The first two drugs in the new class, alirocumab and evolocumab, were approved by the Food and Drug Administration in 2015. They're taken by patients who don't respond well to first-line therapy.
The study findings, reported by Rebecca Jerome, MLIS, MPH, Joshua Denny, MD, MS, and colleagues, hinge on a new kind of epidemiological evidence. Nature sometimes beats pharmacology to the punch: name any drug with a targeted molecular mechanism, and there's a chance that there are people walking around with genetic variants that more or less mimic the action of the drug, people who indeed exhibit the benefits and side effects of the drug.
Analyzing the electronic health records of these patients, researchers can learn whether a drug-mimicking variant appears to provide protection against any other medical conditions. That is, they can check for drug-repurposing signals, which could subsequently be tested in clinical trials. With costs for developing new drugs stretching into billions of dollars, drug repurposing is a growing enterprise.
If drug-mimicking genetic variants pose risks for people, analysis of health records could by the same token reveal safety signals for new drugs.
BioVU, one of the largest repositories of its kind, links patient DNA samples to de-identified electronic health records, leaving VUMC researchers well positioned to look for both kinds of signals.
The drugs in this study inhibit an enzyme known as PCSK9. Some people have loss-of-function genetic variants that cause a similar inhibition of PCSK9. As reflected in de-identified health records in BioVU, these patients indeed exhibit markedly lower levels of LDL, or low-density lipoprotein, also called bad cholesterol. Unfortunately, no drug repurposing signals were found in these patients' health records.
But their records do reflect approximately six times the risk of spina bifida.
"We felt it was worth publishing our findings because they were concordant with another study that we found where women who were carrying fetuses that had neural tube defects had lower PCSK9 levels than women carrying fetuses without these defects. When we find signals of this sort, we can turn to the literature to look for context and corroborating studies.

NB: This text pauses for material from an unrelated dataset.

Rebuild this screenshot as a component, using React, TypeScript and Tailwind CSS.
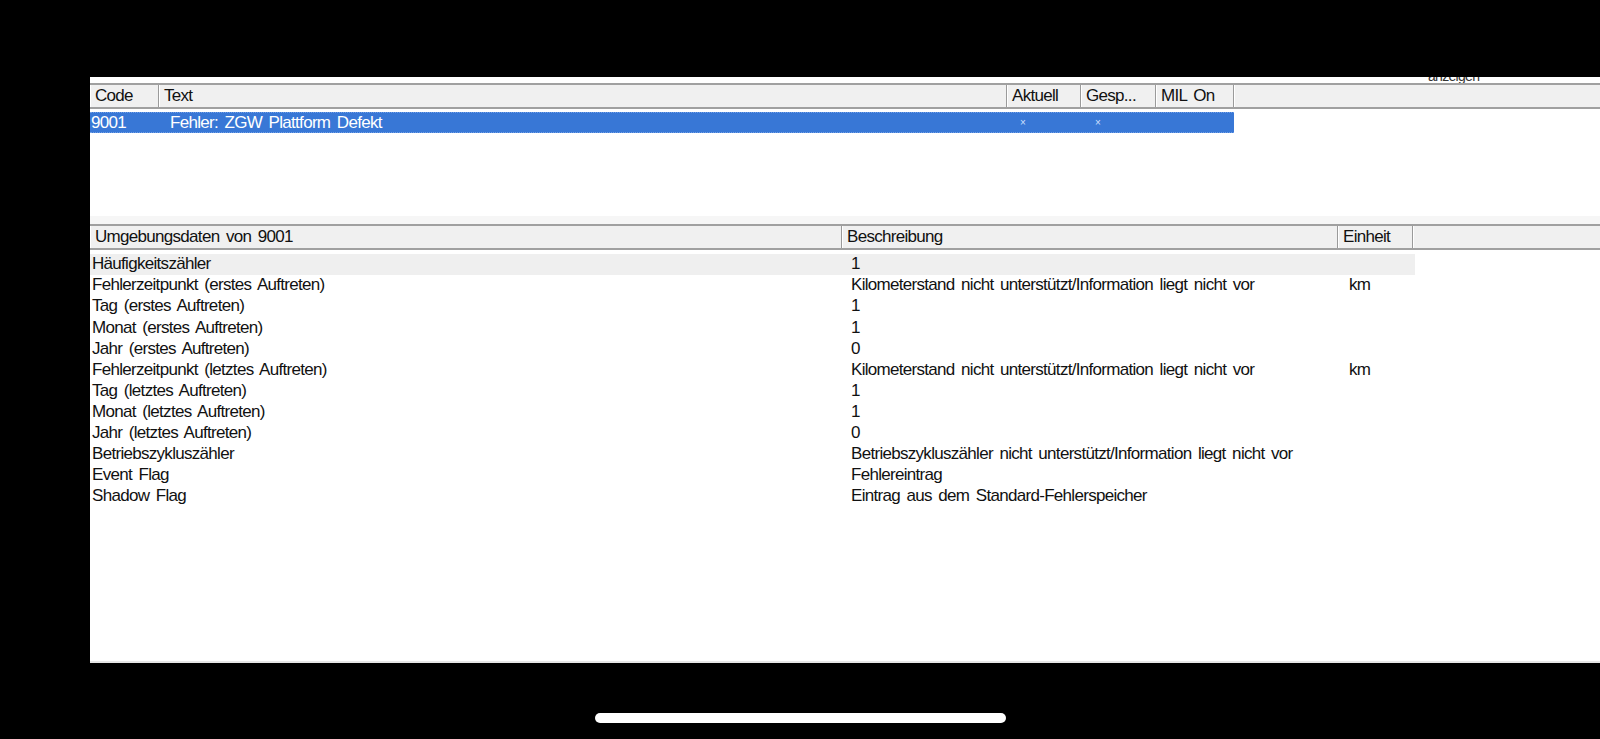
import React from 'react';

type Row = { name: string; desc: string; unit?: string };

const ROWS: Row[] = [
  { name: 'Häufigkeitszähler', desc: '1' },
  { name: 'Fehlerzeitpunkt (erstes Auftreten)', desc: 'Kilometerstand nicht unterstützt/Information liegt nicht vor', unit: 'km' },
  { name: 'Tag (erstes Auftreten)', desc: '1' },
  { name: 'Monat (erstes Auftreten)', desc: '1' },
  { name: 'Jahr (erstes Auftreten)', desc: '0' },
  { name: 'Fehlerzeitpunkt (letztes Auftreten)', desc: 'Kilometerstand nicht unterstützt/Information liegt nicht vor', unit: 'km' },
  { name: 'Tag (letztes Auftreten)', desc: '1' },
  { name: 'Monat (letztes Auftreten)', desc: '1' },
  { name: 'Jahr (letztes Auftreten)', desc: '0' },
  { name: 'Betriebszykluszähler', desc: 'Betriebszykluszähler nicht unterstützt/Information liegt nicht vor' },
  { name: 'Event Flag', desc: 'Fehlereintrag' },
  { name: 'Shadow Flag', desc: 'Eintrag aus dem Standard-Fehlerspeicher' },
];

// header cell of the old windows list view
const Head: React.FC<{ w: string; label?: string }> = ({ w, label }) => (
  <div className={`${w} h-full shrink-0 flex items-center pl-[5px] border-r border-[#9a9a9a] shadow-[inset_1px_0_0_#ffffff] whitespace-nowrap overflow-hidden`}>
    {label}
  </div>
);

const App: React.FC = () => {
  return (
    <div
      className="w-[1600px] h-[739px] bg-black flex flex-col overflow-hidden text-[17px] tracking-[-0.7px] [word-spacing:2.5px] text-[#111]"
      style={{ fontFamily: '"Liberation Sans", Arial, sans-serif' }}
    >
      <div className="h-[77px] shrink-0" />

      <div className="flex h-[586px] shrink-0">
        <div className="w-[90px] shrink-0" />
        <div className="flex-1 bg-white flex flex-col">
          {/* clipped toolbar text from above */}
          <div className="h-[6px] overflow-hidden relative">
            <span className="absolute left-[1338px] -top-[11px] text-[14px] text-[#333]">anzeigen</span>
          </div>

          {/* fault list */}
          <div className="h-[26px] flex bg-[#f0f0f0] border-t-2 border-b-2 border-[#a0a0a0]">
            <Head w="w-[69px]" label="Code" />
            <Head w="w-[848px]" label="Text" />
            <Head w="w-[74px]" label="Aktuell" />
            <Head w="w-[75px]" label="Gesp..." />
            <Head w="w-[78px]" label="MIL On" />
            <div className="flex-1 shadow-[inset_1px_0_0_#ffffff]" />
          </div>
          <div className="mt-[3px] h-[21px] w-[1144px] flex items-center bg-[#3877d6] text-white border-y border-dotted border-[#6f9ee6]">
            <span className="w-[80px] pl-[1px]">9001</span>
            <span className="w-[850px]">Fehler: ZGW Plattform Defekt</span>
            <span className="w-[75px] text-[10px] text-[#cfe0ff]">×</span>
            <span className="text-[10px] text-[#cfe0ff]">×</span>
          </div>

          <div className="h-[83px]" />
          <div className="h-[8px] bg-[#f6f6f6]" />

          {/* environment data */}
          <div className="h-[26px] flex bg-[#f0f0f0] border-t-2 border-b-2 border-[#a0a0a0]">
            <Head w="w-[752px]" label="Umgebungsdaten von 9001" />
            <Head w="w-[496px]" label="Beschreibung" />
            <Head w="w-[75px]" label="Einheit" />
            <div className="flex-1 shadow-[inset_1px_0_0_#ffffff]" />
          </div>
          <div className="mt-[3.5px] flex flex-col">
            {ROWS.map((r, i) => (
              <div key={r.name} className={`h-[21.1px] w-[1325px] flex items-center ${i === 0 ? 'bg-[#efefef]' : ''}`}>
                <span className="w-[761px] pl-[2px] whitespace-nowrap">{r.name}</span>
                <span className="w-[498px] whitespace-nowrap">{r.desc}</span>
                <span>{r.unit}</span>
              </div>
            ))}
          </div>
          <div className="flex-1" />
          <div className="h-[2px] bg-[#e6e6e6]" />
        </div>
      </div>

      <div className="flex-1 flex justify-center">
        <div className="mt-[50px] w-[411px] h-[10px] rounded-full bg-white" />
      </div>
    </div>
  );
};

export default App;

Whether these are safety signals or repurposing signals, I think of our approach as weaving together various strands of information," said Jerome, manager of Translational Research for the Vanderbilt Institute for Clinical and Translational Research.
The authors recommend surveillance and further research to validate the BioVU drug safety signal.
"We're not trying to prove anything here. It's more about detecting things that people can then explore with further work, and about starting to build hypotheses regarding what might be going on," Jerome said. "Findings like this could help drug companies and safety investigators get more focused about what they're looking for.
"It would be ideal to know the genotype of the mothers of the children found with this birth defect in our study, but we don't know anything about the mothers—except that they weren't taking PCSK9 inhibitors, because they weren't yet approved when these women would have been pregnant," Jerome said.
This research strategy uses a method developed by Denny at VUMC called PheWAS, or phenome-wide association study.
VUMC has a research incubator devoted to finding and testing drug repurposing candidates, and will soon launch phase II clinical trials of an initial set of candidates.